With about 85 percent of those acres under control of a variety of federal agencies primarily the U.S. Bureau of Land Management some Nevada political leaders want a transfer of as many as 7 million acres to state control in a first phase that could eventually see large tracts of land become state lands.
Economic development is the primary driver for the introduction of Senate Joint Resolution 7, but some proponents see it as the first step in a state takeover of much of the federal public land in Nevada.
(Excerpt) Read more at reviewjournal.com ...
No, never happen. These were and are federal public lands with good public access. No upside to giving these to the state, which already cannot afford to do things well and is increasingly liberal anyway.
The Federal owns about 80% of Nevada.
I am of the opinion that we need a constitutional amendment that limits the Federal ownership of land within a state to no more than 20%. All lands in excess of that 20% shall be returned to the state.
the land belongs to everyone,
not just the billionaire ‘rancher’ next door
( who expects to buy the land
at two cents an acre )
“returned to the state”
Lands cannot be “returned to the state” if the state never owned them in the first place.
The area known today as Nevada originally became federal property after the Mexican American War and administered as a territory.
Statehood did not come until 1864. Any lands not settled, granted to the state, or open for homesteading remained federal property.
Now I agree with your premise that the state should own the land within its borders, but the feds would have to grant the ownership to the state, which could likely be done through legislation at the federal level.
semantics
turned over to the state
returned to the state
same difference. In the end, the state owns the land.

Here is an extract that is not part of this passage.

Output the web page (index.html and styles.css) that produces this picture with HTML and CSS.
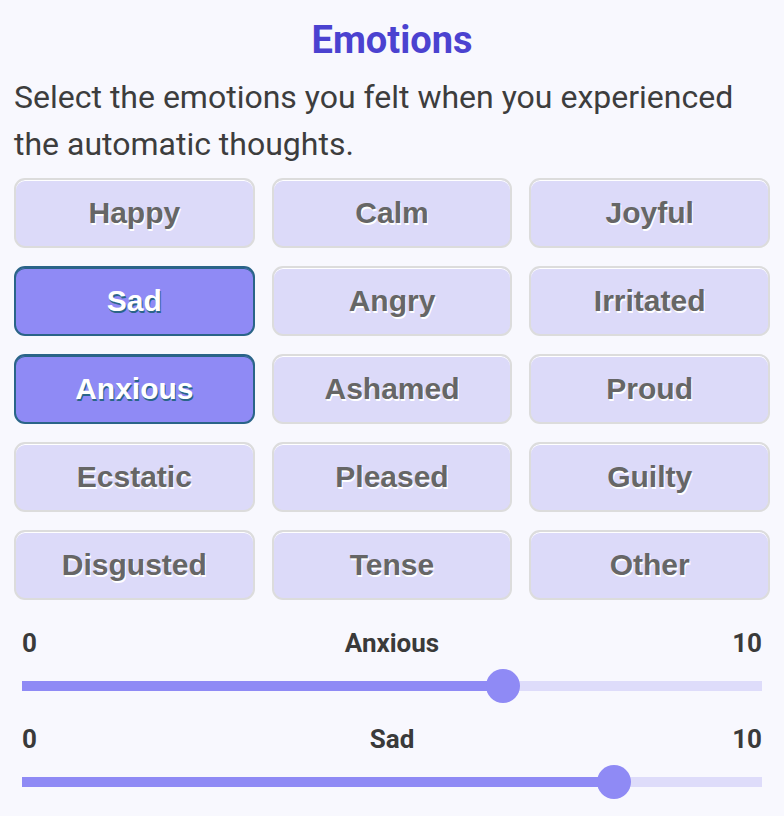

No. The land should be sold to the highest bidder that would develop the property to have the highest tax base. Privatize these assets to allow entrepreneurial creativity.
This should clear this up for you
https://www.youtube.com/watch?v=Hb7Or-f62jY
If you need more depth watch his series of 3 lectures given to WSSA. This guy is a real rabble-rouser, who would have thought the Constitution could be so disturbing.
If that is what the state wants to do, more power to them.